Vendredi 11 mars une journée historique : Investiture de Gabriel Boric, nouveau président élu au Chili. Nous y étions

Vendredi 11 mars, l’investiture de Gabriel Boric, élu le 19 décembre dernier avec une large majorité, a marqué clairement la nouvelle manière d’aborder le pouvoir par le nouveau président chilien et son gouvernement. Deux membres de notre équipe éditoriale étaient sur place et ont suivi heure par heure cette première journée dont ici nous donnons un résumé. Un carnet de voyage, accompagné de photos, sera publié dans nos prochaines éditions.

Photo : Palomé Venot (1)

Cela va d’un détail, au premier abord anodin, que les journalistes chiliens commentaient beaucoup dans les coulisses et les chroniques : le non-port de la cravate par le président. Ce détail, et les commentaires à son sujet, devenus quelque peu agaçants par la place qu’ils ont pris dans les médias, n’en est finalement pas un. C’est l’affirmation symbolique envers une société traditionaliste, élitiste, que ce jeune président de trente six ans et son équipe gouvernementale ont voulu donner pour marquer un changement autant dans la forme que dans le fond. Pour annoncer un pouvoir plus proche des gens et avec les gens. Gabriel Boric dans son discours émouvant, puissant, détaillé et engagé, a parlé au peuple et aux peuples de ce pays en ces termes : un pouvoir pour et avec les gens. Vous trouverez le discours traduit dans les colonnes de cette newsletter. 

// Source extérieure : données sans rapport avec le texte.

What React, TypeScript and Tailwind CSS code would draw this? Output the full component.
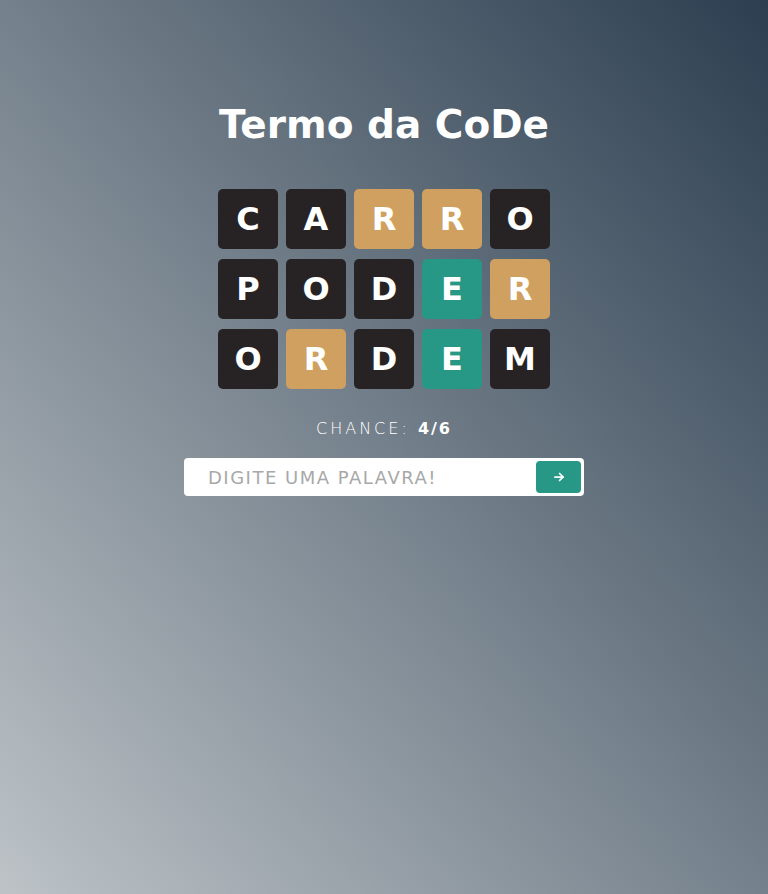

Le président et son équipe gouvernementale ont marqué la journée du 11 mars par cette volonté de faire en sorte que leur ascension au pouvoir ne soit pas qu’une journée protocolaire. À plusieurs reprises que cela soit au Congrès national, dans le port de Valparaiso où, comme c’est la tradition, le président sortant de droite Sebastián Piñera a enlevé la bande présidentielle tricolore et le président du Sénat a remis au nouveau président, non l’ancienne bande comme c’était l’habitude, mais une autre que le président Boric avait commandé à une coopérative de femmes de milieu modeste.

Le président a tenu à marquer la différence.  Puis, en présence de sénateurs et des invités, il a juré respecter les institutions du pays et réaffirmé ses promesses de changement lors d’une très brève allocution devant « le peuple et les peuples du Chili » et appelé chacune et chacun de ses ministres qui ont juré avec lui. Après un petit-déjeuner avec des femmes représentantes du tissu associatif le président et ses ministres sont partis à la résidence d’été présidentielle de Cerro Castillo situé sur une colline (à Viña del Mar – ville balnéaire à côté de Valparaiso, siège l’assemblé nationale) où sont arrivées les délégations étrangères pour un déjeuner (et aussi pour les photos officielles). Enfin les ministres et le président se sont dirigés au palais présidentiel de La Moneda à Santiago, à une centaine de kms de Valparaiso. En arrivant à Santiago, Gabriel Boric et Izkia Siches la ministre de l’Intérieur, dans une voiture décapotable ont été salués par la foule massive installée dans les alamedas.

La remontée en voiture à ciel ouvert a été un grand moment de la soirée d’investiture qui ,pour beaucoup de Chiliennes et Chiliens, jeunes et moins jeunes, a rappelé ce même passage par le président Salvador Allende en novembre 1970. Grande émotion et communion avec la foule lorsqu’avant d’entrer à La Moneda, après les hommages officiels par la Garde républicaine, Gabriel Boric s’est déplacé pour saluer la statue de Salvador Allende. Le samedi 12 et le dimanche 13 mars ont été ponctués de moments également à forte teneur symbolique. À la traditionnelle journée du 12 mars, avec une réception à La Moneda pour une photo officielle et ensuite une messe à la Cathédrale, Gabriel Boric et sa compagne Irina Karamanos – leader politique féministe – ont choisi de commencer par une cérémonie avec les différentes ethnies chiliennes, une oraison œcuménique. 

Enfin le dimanche 13 mars, une journée culturelle avec les habitants La Pintana, une des communes les plus pauvres mais aussi les plus engagées et actives culturellement de la région métropolitaine, avec plusieurs représentations artistiques. « La culture est ici et nul besoin de se contenter de celles des quartiers chics de Santiago » a dit Gabriel Boric dans une de ses interventions lors de cette journée. Le peuple chilien se félicite de ce changement de ton, même si les détracteurs sont aussi malheureusement nombreux et commencent à s’exprimer fortement. À suivre.

Lorena ESPINOSA-VENOT

(1) Photo prise dans la matinée du vendredi 11 mars au Cerro Castillo, résidence d’été des présidents chiliens à Viña del Mar, pas loin de Valparaíso.